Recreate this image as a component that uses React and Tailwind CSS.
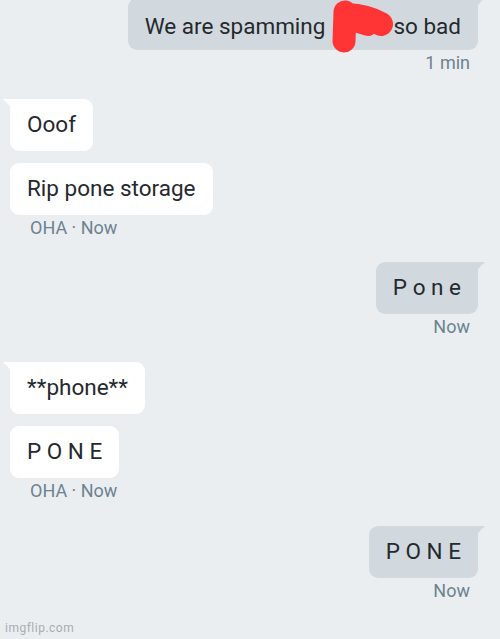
import React from "react";

const font = { fontFamily: "Roboto, 'Noto Sans', Arial, sans-serif" };

function Tail({ side, color }) {
    // little wedge on the top corner of a bubble
    if (side === "right") {
        return (
            <svg className="absolute -right-[7px] top-0" width="9" height="9" viewBox="0 0 9 9">
                <path d="M0 0 L9 0 Q4 4 1 9 L0 9 Z" fill={color} />
            </svg>
        );
    }
    return (
        <svg className="absolute -left-[7px] top-0" width="9" height="9" viewBox="0 0 9 9">
            <path d="M9 0 L0 0 Q5 4 8 9 L9 9 Z" fill={color} />
        </svg>
    );
}

function Sent({ children, tail, className = "" }) {
    return (
        <div className={`relative self-end mr-[22px] h-[52px] shrink-0 flex items-center px-[17px] rounded-[9px] bg-[#d2d9de] text-[22.5px] text-[#25292e] ${tail ? "rounded-tr-none" : ""} ${className}`}>
            {tail && <Tail side="right" color="#d2d9de" />}
            {children}
        </div>
    );
}

function Received({ children, tail, className = "" }) {
    return (
        <div className={`relative self-start ml-[10px] h-[52px] shrink-0 flex items-center px-[17px] rounded-[9px] bg-white text-[22.5px] text-[#25292e] ${tail ? "rounded-tl-none" : ""} ${className}`}>
            {tail && <Tail side="left" color="#ffffff" />}
            {children}
        </div>
    );
}

function Meta({ children, right }) {
    return (
        <div className={`h-[26px] shrink-0 leading-[26px] text-[18px] text-[#6c8390] ${right ? "self-end mr-[30px]" : "self-start ml-[30px]"}`}>
            {children}
        </div>
    );
}

export default function App() {
    return (
        <div style={font} className="relative w-[500px] h-[639px] overflow-hidden bg-[#ebeef1] flex flex-col">
            <Sent tail className="-mt-[2px] pt-[5px]">
                <span>We are spamming</span>
                <span className="inline-block w-[68px]"></span>
                <span>so bad</span>
                {/* red scribble drawn over the hidden word */}
                <svg className="absolute left-[200px] top-[2px]" width="80" height="60" viewBox="0 0 80 60">
                    <path d="M18 15 Q40 16 53 24" stroke="#ff3535" strokeWidth="24" strokeLinecap="round" fill="none" />
                    <path d="M17 12 L16 41" stroke="#ff3535" strokeWidth="23" strokeLinecap="round" fill="none" />
                    <path d="M20 20 L40 26" stroke="#ff3535" strokeWidth="20" strokeLinecap="round" fill="none" />
                </svg>
            </Sent>
            <Meta right>1 min</Meta>

            <Received tail className="mt-[23px]">Ooof</Received>
            <Received className="mt-[12px]">Rip pone storage</Received>
            <Meta>OHA · Now</Meta>

            <Sent tail className="mt-[21px]">P o n e</Sent>
            <Meta right>Now</Meta>

            <Received tail className="mt-[22px]">**phone**</Received>
            <Received className="mt-[12px]">P O N E</Received>
            <Meta>OHA · Now</Meta>

            <Sent tail className="mt-[22px]">P O N E</Sent>
            <Meta right>Now</Meta>

            <div className="absolute left-[5px] bottom-[2px] text-[12px] tracking-[0.5px] text-[#a8adb1]">imgflip.com</div>
        </div>
    );
}
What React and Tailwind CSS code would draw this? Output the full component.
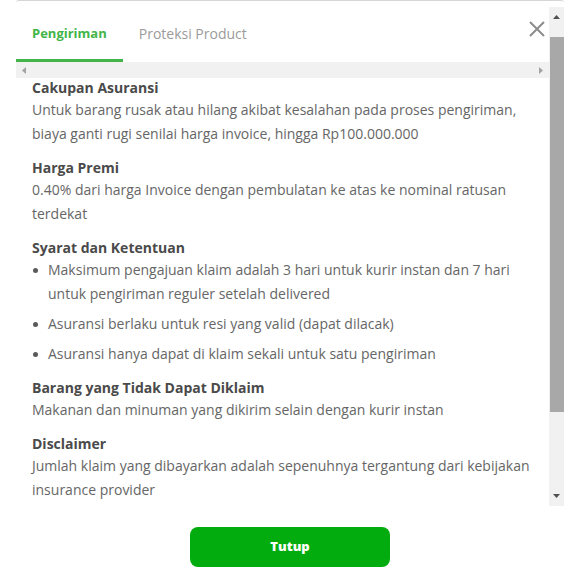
import React from "react";

const sections = [
  {
    title: "Cakupan Asuransi",
    body: "Untuk barang rusak atau hilang akibat kesalahan pada proses pengiriman, biaya ganti rugi senilai harga invoice, hingga Rp100.000.000",
  },
  {
    title: "Harga Premi",
    body: "0.40% dari harga Invoice dengan pembulatan ke atas ke nominal ratusan terdekat",
  },
  {
    title: "Syarat dan Ketentuan",
    list: [
      "Maksimum pengajuan klaim adalah 3 hari untuk kurir instan dan 7 hari untuk pengiriman reguler setelah delivered",
      "Asuransi berlaku untuk resi yang valid (dapat dilacak)",
      "Asuransi hanya dapat di klaim sekali untuk satu pengiriman",
    ],
  },
  {
    title: "Barang yang Tidak Dapat Diklaim",
    body: "Makanan dan minuman yang dikirim selain dengan kurir instan",
  },
  {
    title: "Disclaimer",
    body: "Jumlah klaim yang dibayarkan adalah sepenuhnya tergantung dari kebijakan insurance provider",
  },
];

function Arrow({ dir }) {
  const paths = {
    up: "M0 4 L3.5 0 L7 4 Z",
    down: "M0 0 L7 0 L3.5 4 Z",
    left: "M4 0 L4 7 L0 3.5 Z",
    right: "M0 0 L4 3.5 L0 7 Z",
  };
  const vertical = dir === "up" || dir === "down";
  return (
    <svg width={vertical ? 7 : 4} height={vertical ? 4 : 7} viewBox={vertical ? "0 0 7 4" : "0 0 4 7"}>
      <path d={paths[dir]} fill={vertical ? "#505050" : "#a3a3a3"} />
    </svg>
  );
}

export default function App() {
  return (
    <div
      className="w-[581px] h-[581px] bg-white overflow-hidden"
      style={{ fontFamily: '"Open Sans", "Noto Sans", sans-serif' }}
    >
      <div className="ml-[16px] w-[548px] h-[578px] flex flex-col border-t border-[#d6d6d6] rounded-t-[3px]">
        {/* scroll area */}
        <div className="mt-[6px] h-[499px] shrink-0 flex">
          <div className="flex-1 flex flex-col overflow-hidden">
            {/* tabs */}
            <div className="h-[55px] shrink-0 flex items-stretch">
              <div className="px-4 flex items-center border-b-[3px] border-[#42b549] pt-[1px]">
                <span className="text-[13px] font-bold text-[#42b549]">Pengiriman</span>
              </div>
              <div className="px-4 flex items-center pb-[2px]">
                <span className="text-[14px] text-[#9b9b9b]">Proteksi Product</span>
              </div>
              <div className="flex-1" />
              <button className="mr-[4px] self-start mt-[14px] w-[16px] h-[16px]">
                <svg width="16" height="16" viewBox="0 0 16 16">
                  <path d="M1 1 L15 15 M15 1 L1 15" stroke="#8c8c8c" strokeWidth="2" />
                </svg>
              </button>
            </div>
            {/* horizontal scrollbar */}
            <div className="h-[16px] shrink-0 bg-[#f1f1f1] flex items-center justify-between px-[6px]">
              <Arrow dir="left" />
              <Arrow dir="right" />
            </div>
            {/* content */}
            <div className="shrink-0 px-4 text-[14px]">
              {sections.map((s, i) => (
                <div key={i} className="mb-[12px]">
                  <h3 className="font-bold text-[#4a4a4a] leading-[20px]">{s.title}</h3>
                  {s.body && <p className="text-[#666666] leading-[24px]">{s.body}</p>}
                  {s.list && (
                    <ul>
                      {s.list.map((item, j) => (
                        <li key={j} className="flex mb-[6px] last:mb-0">
                          <span className="w-[16px] shrink-0 flex pt-[10px]">
                            <span className="ml-[1px] w-[5px] h-[5px] rounded-full bg-[#5a5a5a]" />
                          </span>
                          <span className="text-[#666666] leading-[24px]">{item}</span>
                        </li>
                      ))}
                    </ul>
                  )}
                </div>
              ))}
            </div>
          </div>
          {/* vertical scrollbar */}
          <div className="w-[15px] bg-[#f1f1f1] flex flex-col items-center">
            <div className="h-[16px] flex items-center justify-center pt-[3px]">
              <Arrow dir="up" />
            </div>
            <div className="h-[14px]" />
            <div className="w-[14px] h-[375px] bg-[#a8a8a8]" />
            <div className="flex-1" />
            <div className="h-[16px] flex items-center justify-center pb-[4px]">
              <Arrow dir="down" />
            </div>
          </div>
        </div>
        {/* footer */}
        <div className="flex-1 flex items-start justify-center pt-[21px]">
          <button className="w-[200px] h-[40px] rounded-[8px] bg-[#03ac0e] text-white text-[13px] font-extrabold">
            Tutup
          </button>
        </div>
      </div>
    </div>
  );
}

(Exercise directions)
Leave out the pictures, and give all the records again exactly.

(Response for this exercise)
Recreate this image as a component that uses React and Tailwind CSS.
import React from "react";

const font = { fontFamily: "Roboto, 'Noto Sans', Arial, sans-serif" };

function Tail({ side, color }) {
    // little wedge on the top corner of a bubble
    if (side === "right") {
        return (
            <svg className="absolute -right-[7px] top-0" width="9" height="9" viewBox="0 0 9 9">
                <path d="M0 0 L9 0 Q4 4 1 9 L0 9 Z" fill={color} />
            </svg>
        );
    }
    return (
        <svg className="absolute -left-[7px] top-0" width="9" height="9" viewBox="0 0 9 9">
            <path d="M9 0 L0 0 Q5 4 8 9 L9 9 Z" fill={color} />
        </svg>
    );
}

function Sent({ children, tail, className = "" }) {
    return (
        <div className={`relative self-end mr-[22px] h-[52px] shrink-0 flex items-center px-[17px] rounded-[9px] bg-[#d2d9de] text-[22.5px] text-[#25292e] ${tail ? "rounded-tr-none" : ""} ${className}`}>
            {tail && <Tail side="right" color="#d2d9de" />}
            {children}
        </div>
    );
}

function Received({ children, tail, className = "" }) {
    return (
        <div className={`relative self-start ml-[10px] h-[52px] shrink-0 flex items-center px-[17px] rounded-[9px] bg-white text-[22.5px] text-[#25292e] ${tail ? "rounded-tl-none" : ""} ${className}`}>
            {tail && <Tail side="left" color="#ffffff" />}
            {children}
        </div>
    );
}

function Meta({ children, right }) {
    return (
        <div className={`h-[26px] shrink-0 leading-[26px] text-[18px] text-[#6c8390] ${right ? "self-end mr-[30px]" : "self-start ml-[30px]"}`}>
            {children}
        </div>
    );
}

export default function App() {
    return (
        <div style={font} className="relative w-[500px] h-[639px] overflow-hidden bg-[#ebeef1] flex flex-col">
            <Sent tail className="-mt-[2px] pt-[5px]">
                <span>We are spamming</span>
                <span className="inline-block w-[68px]"></span>
                <span>so bad</span>
                {/* red scribble drawn over the hidden word */}
                <svg className="absolute left-[200px] top-[2px]" width="80" height="60" viewBox="0 0 80 60">
                    <path d="M18 15 Q40 16 53 24" stroke="#ff3535" strokeWidth="24" strokeLinecap="round" fill="none" />
                    <path d="M17 12 L16 41" stroke="#ff3535" strokeWidth="23" strokeLinecap="round" fill="none" />
                    <path d="M20 20 L40 26" stroke="#ff3535" strokeWidth="20" strokeLinecap="round" fill="none" />
                </svg>
            </Sent>
            <Meta right>1 min</Meta>

            <Received tail className="mt-[23px]">Ooof</Received>
            <Received className="mt-[12px]">Rip pone storage</Received>
            <Meta>OHA · Now</Meta>

            <Sent tail className="mt-[21px]">P o n e</Sent>
            <Meta right>Now</Meta>

            <Received tail className="mt-[22px]">**phone**</Received>
            <Received className="mt-[12px]">P O N E</Received>
            <Meta>OHA · Now</Meta>

            <Sent tail className="mt-[22px]">P O N E</Sent>
            <Meta right>Now</Meta>

            <div className="absolute left-[5px] bottom-[2px] text-[12px] tracking-[0.5px] text-[#a8adb1]">imgflip.com</div>
        </div>
    );
}
What React and Tailwind CSS code would draw this? Output the full component.
import React from "react";

const sections = [
  {
    title: "Cakupan Asuransi",
    body: "Untuk barang rusak atau hilang akibat kesalahan pada proses pengiriman, biaya ganti rugi senilai harga invoice, hingga Rp100.000.000",
  },
  {
    title: "Harga Premi",
    body: "0.40% dari harga Invoice dengan pembulatan ke atas ke nominal ratusan terdekat",
  },
  {
    title: "Syarat dan Ketentuan",
    list: [
      "Maksimum pengajuan klaim adalah 3 hari untuk kurir instan dan 7 hari untuk pengiriman reguler setelah delivered",
      "Asuransi berlaku untuk resi yang valid (dapat dilacak)",
      "Asuransi hanya dapat di klaim sekali untuk satu pengiriman",
    ],
  },
  {
    title: "Barang yang Tidak Dapat Diklaim",
    body: "Makanan dan minuman yang dikirim selain dengan kurir instan",
  },
  {
    title: "Disclaimer",
    body: "Jumlah klaim yang dibayarkan adalah sepenuhnya tergantung dari kebijakan insurance provider",
  },
];

function Arrow({ dir }) {
  const paths = {
    up: "M0 4 L3.5 0 L7 4 Z",
    down: "M0 0 L7 0 L3.5 4 Z",
    left: "M4 0 L4 7 L0 3.5 Z",
    right: "M0 0 L4 3.5 L0 7 Z",
  };
  const vertical = dir === "up" || dir === "down";
  return (
    <svg width={vertical ? 7 : 4} height={vertical ? 4 : 7} viewBox={vertical ? "0 0 7 4" : "0 0 4 7"}>
      <path d={paths[dir]} fill={vertical ? "#505050" : "#a3a3a3"} />
    </svg>
  );
}

export default function App() {
  return (
    <div
      className="w-[581px] h-[581px] bg-white overflow-hidden"
      style={{ fontFamily: '"Open Sans", "Noto Sans", sans-serif' }}
    >
      <div className="ml-[16px] w-[548px] h-[578px] flex flex-col border-t border-[#d6d6d6] rounded-t-[3px]">
        {/* scroll area */}
        <div className="mt-[6px] h-[499px] shrink-0 flex">
          <div className="flex-1 flex flex-col overflow-hidden">
            {/* tabs */}
            <div className="h-[55px] shrink-0 flex items-stretch">
              <div className="px-4 flex items-center border-b-[3px] border-[#42b549] pt-[1px]">
                <span className="text-[13px] font-bold text-[#42b549]">Pengiriman</span>
              </div>
              <div className="px-4 flex items-center pb-[2px]">
                <span className="text-[14px] text-[#9b9b9b]">Proteksi Product</span>
              </div>
              <div className="flex-1" />
              <button className="mr-[4px] self-start mt-[14px] w-[16px] h-[16px]">
                <svg width="16" height="16" viewBox="0 0 16 16">
                  <path d="M1 1 L15 15 M15 1 L1 15" stroke="#8c8c8c" strokeWidth="2" />
                </svg>
              </button>
            </div>
            {/* horizontal scrollbar */}
            <div className="h-[16px] shrink-0 bg-[#f1f1f1] flex items-center justify-between px-[6px]">
              <Arrow dir="left" />
              <Arrow dir="right" />
            </div>
            {/* content */}
            <div className="shrink-0 px-4 text-[14px]">
              {sections.map((s, i) => (
                <div key={i} className="mb-[12px]">
                  <h3 className="font-bold text-[#4a4a4a] leading-[20px]">{s.title}</h3>
                  {s.body && <p className="text-[#666666] leading-[24px]">{s.body}</p>}
                  {s.list && (
                    <ul>
                      {s.list.map((item, j) => (
                        <li key={j} className="flex mb-[6px] last:mb-0">
                          <span className="w-[16px] shrink-0 flex pt-[10px]">
                            <span className="ml-[1px] w-[5px] h-[5px] rounded-full bg-[#5a5a5a]" />
                          </span>
                          <span className="text-[#666666] leading-[24px]">{item}</span>
                        </li>
                      ))}
                    </ul>
                  )}
                </div>
              ))}
            </div>
          </div>
          {/* vertical scrollbar */}
          <div className="w-[15px] bg-[#f1f1f1] flex flex-col items-center">
            <div className="h-[16px] flex items-center justify-center pt-[3px]">
              <Arrow dir="up" />
            </div>
            <div className="h-[14px]" />
            <div className="w-[14px] h-[375px] bg-[#a8a8a8]" />
            <div className="flex-1" />
            <div className="h-[16px] flex items-center justify-center pb-[4px]">
              <Arrow dir="down" />
            </div>
          </div>
        </div>
        {/* footer */}
        <div className="flex-1 flex items-start justify-center pt-[21px]">
          <button className="w-[200px] h-[40px] rounded-[8px] bg-[#03ac0e] text-white text-[13px] font-extrabold">
            Tutup
          </button>
        </div>
      </div>
    </div>
  );
}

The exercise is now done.